**YOUR INSTRUCTIONS**: Omit all images. Transcribe the rest of the material below exactly.

+++

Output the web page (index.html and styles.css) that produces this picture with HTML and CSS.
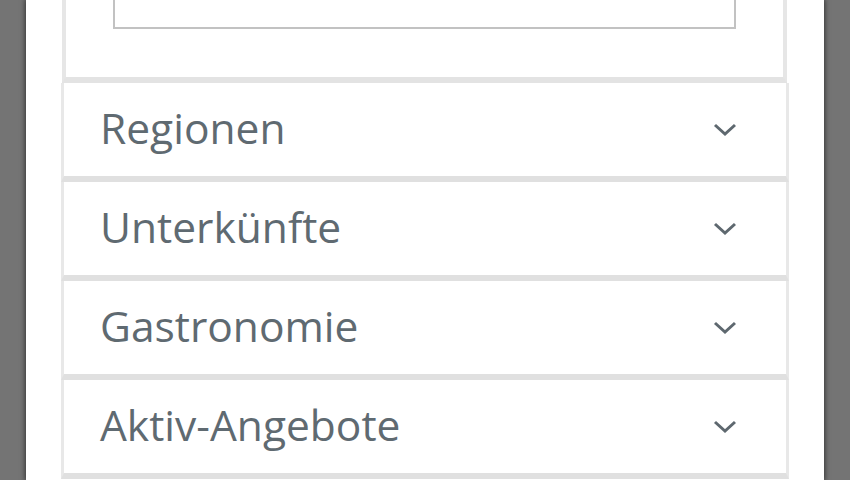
FILE: index.html
```html
<!DOCTYPE html>
<html>
<head>
<meta charset="UTF-8"/>
<title>Filter</title>
<link rel="stylesheet" href="styles.css">
</head>
<body>
<div class="page">
	<div class="searchBox">
		<div class="searchField"></div>
	</div>
	<ul class="accordion">
		<li><span class="label">Regionen</span><svg class="chevron" viewBox="0 0 24 14"><polyline points="2,2 12,11 22,2"/></svg></li>
		<li><span class="label">Unterkünfte</span><svg class="chevron" viewBox="0 0 24 14"><polyline points="2,2 12,11 22,2"/></svg></li>
		<li><span class="label">Gastronomie</span><svg class="chevron" viewBox="0 0 24 14"><polyline points="2,2 12,11 22,2"/></svg></li>
		<li><span class="label">Aktiv-Angebote</span><svg class="chevron" viewBox="0 0 24 14"><polyline points="2,2 12,11 22,2"/></svg></li>
	</ul>
</div>
</body>
</html>
```

FILE: styles.css
```css
	html, body { margin: 0; height: 100%; overflow: hidden; }
	body { background: #747474; font-family: 'Open Sans', sans-serif; }
	.page {
		margin: 0 26px; height: 100%; background: #fff;
		padding: 0 35px;
		box-shadow: 0 0 5px 1px rgba(0,0,0,0.55);
	}
	.searchBox {
		display: flow-root;
		margin: 0 2px 0 1px;
		height: 77px;
		padding: 0 47px 0 47px;
		border: 4px solid #e6e6e6; border-top: 0; border-bottom: 6px solid #e3e3e3;
	}
	.searchField {
		margin-top: -20px; height: 45px;
		border: 2px solid #c2c2c2;
	}
	ul.accordion { list-style: none; margin: 0; padding: 0; }
	ul.accordion > li {
		display: flex; align-items: center; justify-content: space-between;
		height: 93px;
		padding: 0 49px 0 36px;
		border: 3px solid #e8e8e8; border-top: 0; border-bottom: 6px solid #e0e0e0;
	}
	.label { font-size: 42.5px; color: #5f6a71; margin-bottom: 4px; }
	.chevron { width: 24px; height: 14px; margin-top: 1px; fill: none; stroke: #5e686f; stroke-width: 3; }
```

+++

**WRITTEN ANSWER**:
Output the web page (index.html and styles.css) that produces this picture with HTML and CSS.
FILE: index.html
```html
<!DOCTYPE html>
<html>
<head>
<meta charset="UTF-8"/>
<title>Filter</title>
<link rel="stylesheet" href="styles.css">
</head>
<body>
<div class="page">
	<div class="searchBox">
		<div class="searchField"></div>
	</div>
	<ul class="accordion">
		<li><span class="label">Regionen</span><svg class="chevron" viewBox="0 0 24 14"><polyline points="2,2 12,11 22,2"/></svg></li>
		<li><span class="label">Unterkünfte</span><svg class="chevron" viewBox="0 0 24 14"><polyline points="2,2 12,11 22,2"/></svg></li>
		<li><span class="label">Gastronomie</span><svg class="chevron" viewBox="0 0 24 14"><polyline points="2,2 12,11 22,2"/></svg></li>
		<li><span class="label">Aktiv-Angebote</span><svg class="chevron" viewBox="0 0 24 14"><polyline points="2,2 12,11 22,2"/></svg></li>
	</ul>
</div>
</body>
</html>
```

FILE: styles.css
```css
	html, body { margin: 0; height: 100%; overflow: hidden; }
	body { background: #747474; font-family: 'Open Sans', sans-serif; }
	.page {
		margin: 0 26px; height: 100%; background: #fff;
		padding: 0 35px;
		box-shadow: 0 0 5px 1px rgba(0,0,0,0.55);
	}
	.searchBox {
		display: flow-root;
		margin: 0 2px 0 1px;
		height: 77px;
		padding: 0 47px 0 47px;
		border: 4px solid #e6e6e6; border-top: 0; border-bottom: 6px solid #e3e3e3;
	}
	.searchField {
		margin-top: -20px; height: 45px;
		border: 2px solid #c2c2c2;
	}
	ul.accordion { list-style: none; margin: 0; padding: 0; }
	ul.accordion > li {
		display: flex; align-items: center; justify-content: space-between;
		height: 93px;
		padding: 0 49px 0 36px;
		border: 3px solid #e8e8e8; border-top: 0; border-bottom: 6px solid #e0e0e0;
	}
	.label { font-size: 42.5px; color: #5f6a71; margin-bottom: 4px; }
	.chevron { width: 24px; height: 14px; margin-top: 1px; fill: none; stroke: #5e686f; stroke-width: 3; }
```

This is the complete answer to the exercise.